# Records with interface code
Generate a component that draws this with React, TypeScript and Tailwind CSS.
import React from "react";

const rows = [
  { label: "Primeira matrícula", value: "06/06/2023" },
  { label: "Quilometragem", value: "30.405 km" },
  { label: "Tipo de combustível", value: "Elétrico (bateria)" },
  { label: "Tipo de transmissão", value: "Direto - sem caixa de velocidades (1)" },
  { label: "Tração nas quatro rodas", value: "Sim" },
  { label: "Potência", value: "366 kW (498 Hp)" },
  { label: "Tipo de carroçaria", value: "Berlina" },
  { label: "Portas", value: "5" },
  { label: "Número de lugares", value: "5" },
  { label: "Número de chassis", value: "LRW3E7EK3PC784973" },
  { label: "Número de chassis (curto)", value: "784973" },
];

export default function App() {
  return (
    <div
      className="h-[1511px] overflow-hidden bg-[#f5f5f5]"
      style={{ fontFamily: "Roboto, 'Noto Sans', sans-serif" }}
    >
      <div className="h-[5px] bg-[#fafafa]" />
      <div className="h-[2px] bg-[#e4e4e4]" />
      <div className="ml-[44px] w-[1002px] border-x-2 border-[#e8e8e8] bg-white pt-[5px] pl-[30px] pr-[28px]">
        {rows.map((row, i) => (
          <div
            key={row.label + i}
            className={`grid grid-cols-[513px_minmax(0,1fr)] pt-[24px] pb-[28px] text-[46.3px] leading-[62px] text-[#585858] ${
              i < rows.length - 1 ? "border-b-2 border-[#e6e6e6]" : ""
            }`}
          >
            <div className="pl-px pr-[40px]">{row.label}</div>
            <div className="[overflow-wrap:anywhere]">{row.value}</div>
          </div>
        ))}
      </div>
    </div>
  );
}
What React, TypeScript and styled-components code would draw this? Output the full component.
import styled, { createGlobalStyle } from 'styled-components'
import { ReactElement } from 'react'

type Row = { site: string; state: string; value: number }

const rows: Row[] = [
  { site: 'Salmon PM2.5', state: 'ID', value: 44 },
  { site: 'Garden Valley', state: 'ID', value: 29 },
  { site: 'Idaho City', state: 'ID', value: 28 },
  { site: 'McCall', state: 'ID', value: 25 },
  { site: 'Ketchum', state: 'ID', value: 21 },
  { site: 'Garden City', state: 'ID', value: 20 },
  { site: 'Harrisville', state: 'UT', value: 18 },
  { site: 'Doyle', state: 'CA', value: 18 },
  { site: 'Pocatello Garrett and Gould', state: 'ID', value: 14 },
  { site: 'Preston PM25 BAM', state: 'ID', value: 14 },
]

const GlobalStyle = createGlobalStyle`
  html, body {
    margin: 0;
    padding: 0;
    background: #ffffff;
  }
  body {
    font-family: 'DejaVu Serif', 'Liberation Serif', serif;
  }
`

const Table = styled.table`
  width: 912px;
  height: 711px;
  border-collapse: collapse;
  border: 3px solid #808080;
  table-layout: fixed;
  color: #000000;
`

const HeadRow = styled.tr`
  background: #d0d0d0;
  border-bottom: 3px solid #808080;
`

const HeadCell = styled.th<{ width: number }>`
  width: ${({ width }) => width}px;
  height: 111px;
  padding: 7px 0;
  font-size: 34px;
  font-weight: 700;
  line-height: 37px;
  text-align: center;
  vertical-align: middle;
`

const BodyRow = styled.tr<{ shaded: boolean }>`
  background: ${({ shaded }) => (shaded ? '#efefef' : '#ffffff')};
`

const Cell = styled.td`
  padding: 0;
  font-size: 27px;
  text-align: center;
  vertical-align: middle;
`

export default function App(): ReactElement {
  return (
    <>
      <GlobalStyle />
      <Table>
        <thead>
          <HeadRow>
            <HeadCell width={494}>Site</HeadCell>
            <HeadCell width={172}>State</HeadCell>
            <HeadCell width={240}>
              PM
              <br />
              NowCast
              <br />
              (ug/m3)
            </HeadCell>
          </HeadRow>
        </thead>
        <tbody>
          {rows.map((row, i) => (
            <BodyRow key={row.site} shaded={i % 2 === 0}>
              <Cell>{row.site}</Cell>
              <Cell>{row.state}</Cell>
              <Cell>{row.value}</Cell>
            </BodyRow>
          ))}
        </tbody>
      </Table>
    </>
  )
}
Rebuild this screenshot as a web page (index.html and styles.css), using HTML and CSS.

# PROBLEM DESCRIPTION
Look through the entries above. Extract each line with the word "TypeScript".

# FINISHED TASK
Generate a component that draws this with React, TypeScript and Tailwind CSS.
What React, TypeScript and styled-components code would draw this? Output the full component.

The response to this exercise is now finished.